In the 1940s, CRLS--formed by the 1977 merger of Cambridge High and Latin and Rindge Tech--did not exist. Instead, a fiery rivalry existed between Cambridge's two high schools.
Caulfield, a 1944 High and Latin graduate, jokingly renewed that rivalry--best exemplified in the schools' annual football game--yesterday.
"Cambridge High and Latin 44, Rindge Tech nothing," Caulfield said. "There are a lot of scowling eyes out there," he added a moment later as the audience laughed.
Cambridge Director of Veterans' Services Robert Stevens said he was glad that yesterday's ceremony was held before the city's WWII veterans pass away.
"We're losing these guys at a rate that's alarming," Stevens said, adding that four Cambridge veterans passed away while the planning for yesterday's ceremony was taking place.
Stevens said that a search committee considered Steven Spielberg and Matt Damon as possible speakers before aiming their efforts at Brokaw, the longtime NBC anchor.
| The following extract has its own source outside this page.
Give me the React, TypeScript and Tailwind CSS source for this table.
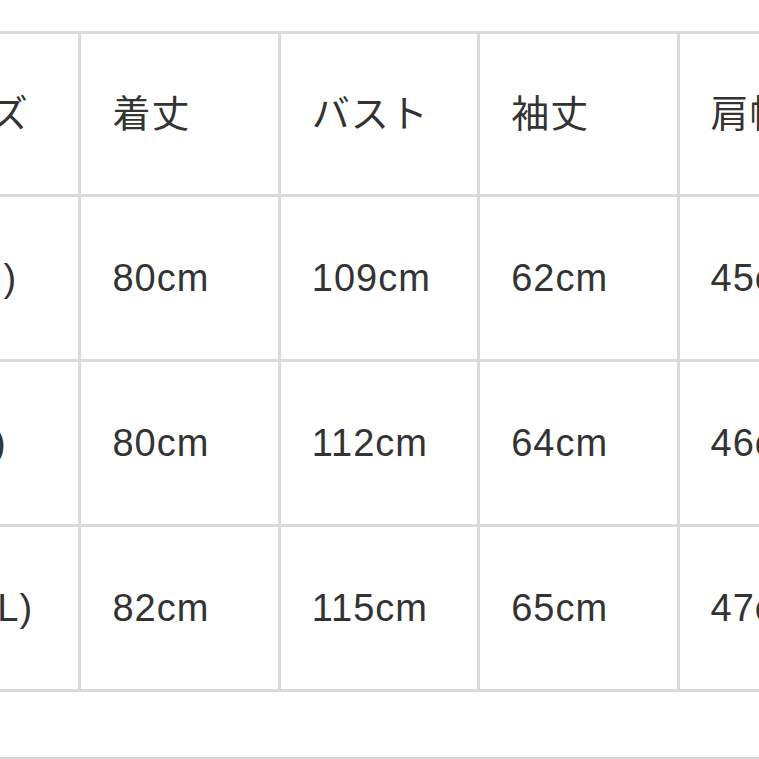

One search committee member is a friend of Brokaw, making it easier to convince him to speak at CRLS rather than at numerous other WWII graduation ceremonies taking place across the country.
After his speech, Brokaw told The Crimson that he will only be speaking at a few other WWII graduation ceremonies this year.
Brokaw said he will give the George Marshall Lecture at the University of Washington later this spring.
After Brokaw's "Address to Graduates" and remarks by Galluccio and Superintendent of Schools Bobbie J. D'Alessandro, the assembled veterans finally received their degrees.
As recently retired Mayor Duehay read their names, each veteran approached the podium escorted by a current CRLS student.
"It's something I should have got the night before I went into the service," said veteran Joseph A. DeLeo, John's DeLeo's brother.
As swing music filled the gymnasium and spry veterans raced to eat cream puffs and chocolate-covered strawberries following the ceremony, DeLeo relished the fact he was a high school graduate at long last.
"Now I finally got my diploma," DeLeo said. "I'm very happy about that."